People seem to take great stock in long hair, as though its loss is an affront not just to its owner but to the entire world. As though you're a traitor to womanhood if you don't have a waterfall of keratin cascading down your shoulders at all times.

There seems to be a downright stigma against short hair. Sure, there is something to be said about the labor of love that is long hair. A person who spends hours a week caring for her tresses is a person who cares about her appearance. A person whose hairstyle is by nature low-maintenance could be interpreted to be a person who's just lazy.

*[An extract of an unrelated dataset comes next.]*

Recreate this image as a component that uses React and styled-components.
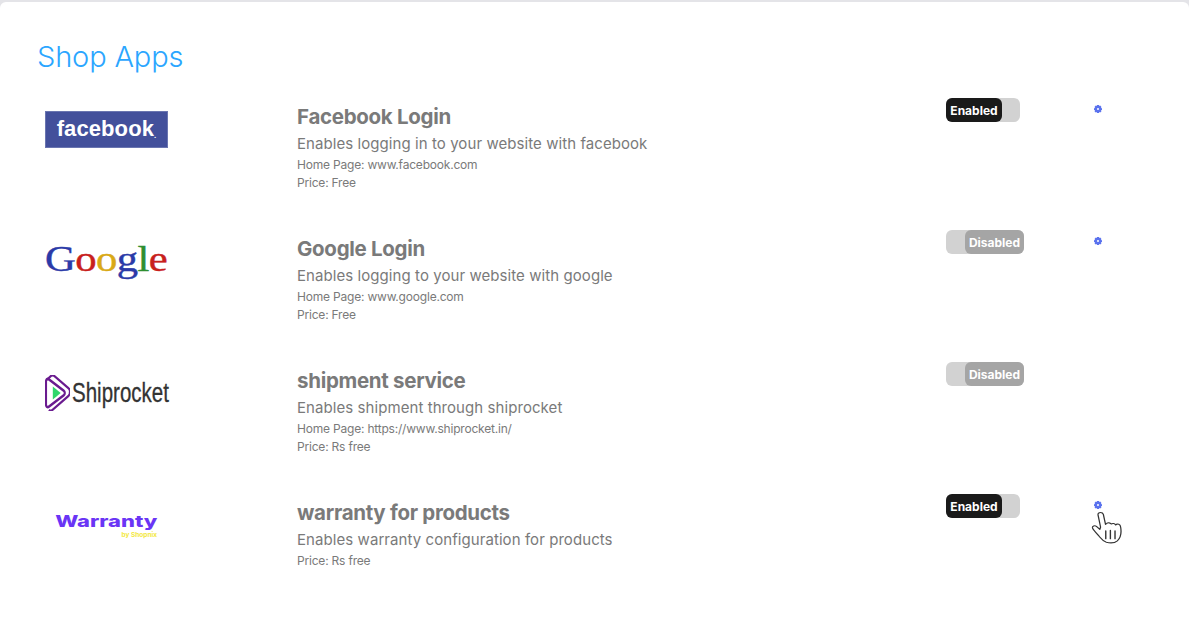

But the ironic thing is that I think I look prettier with short hair. It has natural body and bounce, which it lacks when I wear it long. With my short hair, I wash it (don't even bother to use conditioner), towel it dry, brush it, and then ignore it while it air dries. Periodically I might fluff it with my fingers if I think about it. I spend all of five minutes a day on my short hair, but it generates compliments like it was created by an entire team of stylists for a Vogue photo shoot! I never heard a peep about my hair back when I was blow-drying it for 30 minutes a day. No one ever had anything nice to say about the elaborate updos that are the one thing I miss about having long hair. There was a time in my life when ridiculously long hair was a source of immense personal pride. But those days are long past, and short hair apparently suits me.
How my hair basically looks now.
Once the dust settles from my big move and I'm ready to focus on my style again, I plan to try out an even shorter hairdo. And then after that ... ? Will I ever grow my hair out again? Do I have anything to gain by dangling a foot or more of easily-tangled tresses from my cranium? Would I be better off sticking with the style that not only requires almost no work to maintain, but also seems to meet with the most critical acclaim?

My last dramatic chop was my fifth, but could it be my last? [Insert stirring music here.] Only time will tell.